Sur le terrain nos soldats détectent une bande équipée d’armes de guerre et se demandent s’ils doivent attendre de se faire tirer dessus quand l’ennemi voudra : dans ce genre de situation, qu’est-ce que ça veut dire concrètement « lutter contre le terrorisme » ou « former l’Armée afghane » ? Nos gars ne peuvent pas faire usage de leurs armes et doivent attendre d’être en légitime défense, c’est-à-dire en danger. Avant même d’avoir des drones pour détecter la bande armée, il faut savoir ce que l’on fera en présence de cette bande.

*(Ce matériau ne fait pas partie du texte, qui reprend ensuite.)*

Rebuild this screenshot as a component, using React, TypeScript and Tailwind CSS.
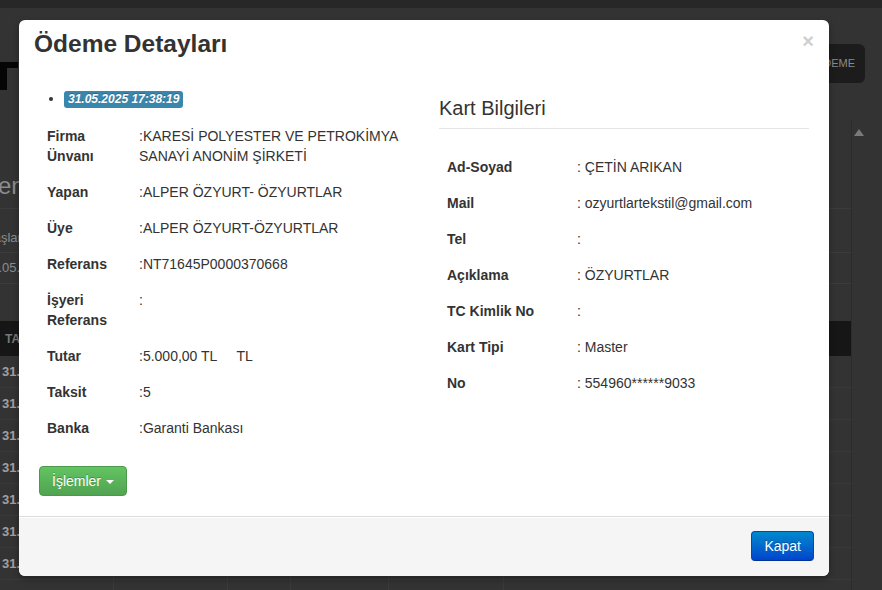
const leftRows: [string, string][] = [
  ['Firma Ünvanı', ':KARESİ POLYESTER VE PETROKİMYA SANAYİ ANONİM ŞİRKETİ'],
  ['Yapan', ':ALPER ÖZYURT- ÖZYURTLAR'],
  ['Üye', ':ALPER ÖZYURT-ÖZYURTLAR'],
  ['Referans', ':NT71645P0000370668'],
  ['İşyeri Referans', ':'],
  ['Tutar', ':5.000,00 TL\u00a0\u00a0\u00a0\u00a0 TL'],
  ['Taksit', ':5'],
  ['Banka', ':Garanti Bankası'],
];

const cardRows: [string, string][] = [
  ['Ad-Soyad', ': ÇETİN ARIKAN'],
  ['Mail', ': ozyurtlartekstil@gmail.com'],
  ['Tel', ':'],
  ['Açıklama', ': ÖZYURTLAR'],
  ['TC Kimlik No', ':'],
  ['Kart Tipi', ': Master'],
  ['No', ': 554960******9033'],
];

function BackgroundPage() {
  return (
    <div className="flex flex-col">
      <div className="h-[8px] bg-[#272727]" />
      <div className="flex h-[46px] items-start justify-between pt-[36px]">
        <svg width="18" height="28" viewBox="0 0 18 28" className="mt-[18px]">
          <rect x="0" y="0" width="18" height="6" fill="#050505" />
          <rect x="0" y="6" width="7" height="22" fill="#050505" />
        </svg>
        <div className="mr-[17px] flex h-[39px] items-center rounded-[6px] bg-[#1c1c1c] px-[10px] text-[11px] text-[#8a8a8a]">
          YENİ ÖDEME
        </div>
      </div>
      <div className="mt-[66px] flex">
        <div className="w-[851px]">
          <div className="mt-[51px] -ml-[2px] text-[24px] leading-[30px] text-[#8c8c8c]">enler Listesi</div>
          <div className="mt-[7px] border-t border-[#3b3b3b]" />
          <div className="-ml-[15px] h-[44px] border-b border-[#3b3b3b] pt-[21px] text-[13px] leading-[16px] text-[#8c8c8c]">
            Başlangıç Tarihi
          </div>
          <div className="-ml-[16px] flex h-[31px] items-center border-b border-[#3b3b3b] text-[13px] text-[#8c8c8c]">
            31.05.2025
          </div>
          <div className="mt-[37px] flex h-[35px] items-center bg-[#161616] pl-[5px] text-[12px] font-bold text-[#777]">
            TARİH
          </div>
          {[0, 1, 2, 3, 4, 5, 6, 7].map((i) => (
            <div key={i} className="flex h-[32px] items-center border-b border-[#3a3a3a] text-[13px] font-bold text-[#a0a0a0]">
              <div className="w-[113px] pl-[2px]">31.05.2025</div>
              <div className="h-full w-[114px] border-l border-[#3a3a3a]" />
              <div className="h-full w-[63px] border-l border-[#3a3a3a]" />
              <div className="h-full w-[98px] border-l border-[#3a3a3a]" />
              <div className="h-full w-[115px] border-l border-[#3a3a3a]" />
              <div className="h-full flex-1 border-l border-[#3a3a3a]" />
            </div>
          ))}
        </div>
        <div className="flex flex-1 justify-start border-l border-[#2c2c2c] pl-[2px] pt-[9px]">
          <svg width="10" height="7" viewBox="0 0 10 7">
            <path d="M5 0 L10 7 L0 7 Z" fill="#7a7a7a" />
          </svg>
        </div>
      </div>
    </div>
  );
}

function DetailTable({ rows, labelWidth }: { rows: [string, string][]; labelWidth: number }) {
  return (
    <table className="w-full table-fixed border-collapse text-[14px] leading-[20px] text-[#333]">
      <colgroup>
        <col style={{ width: labelWidth }} />
        <col />
      </colgroup>
      <tbody>
        {rows.map(([label, value]) => (
          <tr key={label}>
            <td className="p-[8px] align-top font-bold">{label}</td>
            <td className="p-[8px] align-top">{value}</td>
          </tr>
        ))}
      </tbody>
    </table>
  );
}

export default function App() {
  return (
    <div className="relative h-[590px] w-[882px] overflow-hidden bg-[#333] font-['Liberation_Sans',Arial,sans-serif]">
      <BackgroundPage />

      <div className="absolute left-[19px] top-[20px] w-[810px] overflow-hidden rounded-[6px] bg-white shadow-[0_3px_7px_rgba(0,0,0,0.3)]">
        <div className="flex items-start justify-between px-[15px] py-[9px]">
          <h3 className="text-[24.5px] font-bold leading-[30px] text-[#333]">Ödeme Detayları</h3>
          <span className="mt-[2px] text-[20px] font-bold leading-[20px] text-[#cfcfcf]">×</span>
        </div>

        <div className="flex gap-[20px] px-[15px] pb-[20px] pt-[21px]">
          <div className="w-[380px] px-[5px]">
            <div className="flex h-[20px] items-center pl-[10px]">
              <span className="h-[4px] w-[4px] rounded-full bg-[#333]" />
              <span className="ml-[11px] rounded-[3px] bg-[#3a87ad] px-[4px] text-[12px] font-bold italic leading-[17px] text-white [text-shadow:0_-1px_0_rgba(0,0,0,0.25)]">
                31.05.2025 17:38:19
              </span>
            </div>
            <div className="mt-[9px]">
              <DetailTable rows={leftRows} labelWidth={92} />
            </div>
            <button className="mt-[20px] flex items-center rounded-[4px] border border-[#4a9a4a] bg-gradient-to-b from-[#62c462] to-[#51a351] px-[12px] py-[4px] text-[14px] leading-[20px] text-white [text-shadow:0_-1px_0_rgba(0,0,0,0.25)]">
              İşlemler
              <span className="ml-[5px] mt-[2px] h-0 w-0 border-x-[4px] border-t-[4px] border-x-transparent border-t-white" />
            </button>
          </div>

          <div className="w-[380px] px-[5px] pt-[9px]">
            <div className="text-[20px] leading-[20px] text-[#333]">Kart Bilgileri</div>
            <div className="mb-[20px] mt-[10px] border-t border-[#e5e5e5]" />
            <DetailTable rows={cardRows} labelWidth={130} />
          </div>
        </div>

        <div className="flex justify-end border-t border-[#ddd] bg-[#f5f5f5] px-[15px] pb-[15px] pt-[14px] shadow-[inset_0_1px_0_#fff]">
          <button className="rounded-[4px] border border-[#0044cc] border-b-[#00339a] bg-gradient-to-b from-[#0088cc] to-[#0044cc] px-[12px] py-[4px] text-[14px] leading-[20px] text-white [text-shadow:0_-1px_0_rgba(0,0,0,0.25)]">
            Kapat
          </button>
        </div>
      </div>
    </div>
  );
}
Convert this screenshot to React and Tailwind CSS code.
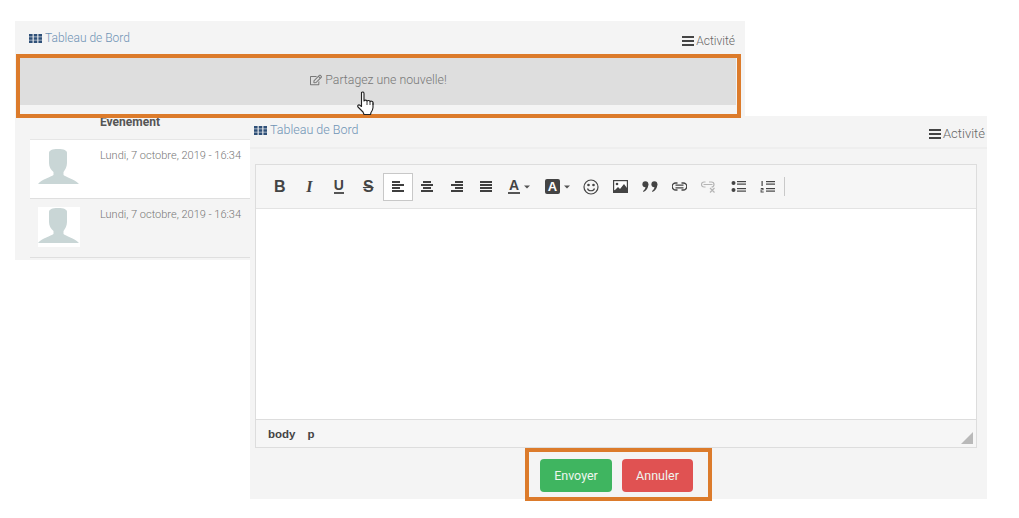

Si les politiques parisiens ne prennent pas leurs responsabilités en définissant d’abord la mission, nos soldats sont en danger inutilement parce qu’on les prive de l’initiative d’ouvrir le feu. Pour avoir connu moi-même ce genre de situation ailleurs en opex, j’ai retenu qu’il est vital depuis longtemps et qu’il est urgent maintenant, de résoudre au plus tôt cette interrogation. A la fois pour la sauvegarde de nos hommes sur le terrain mais aussi pour ne pas développer dans la corporation un sentiment de doute envers l’autorité gouvernementale. Amener les militaires à douter de la Démocratie serait un mauvais tour que l’on jouerait à celle-ci.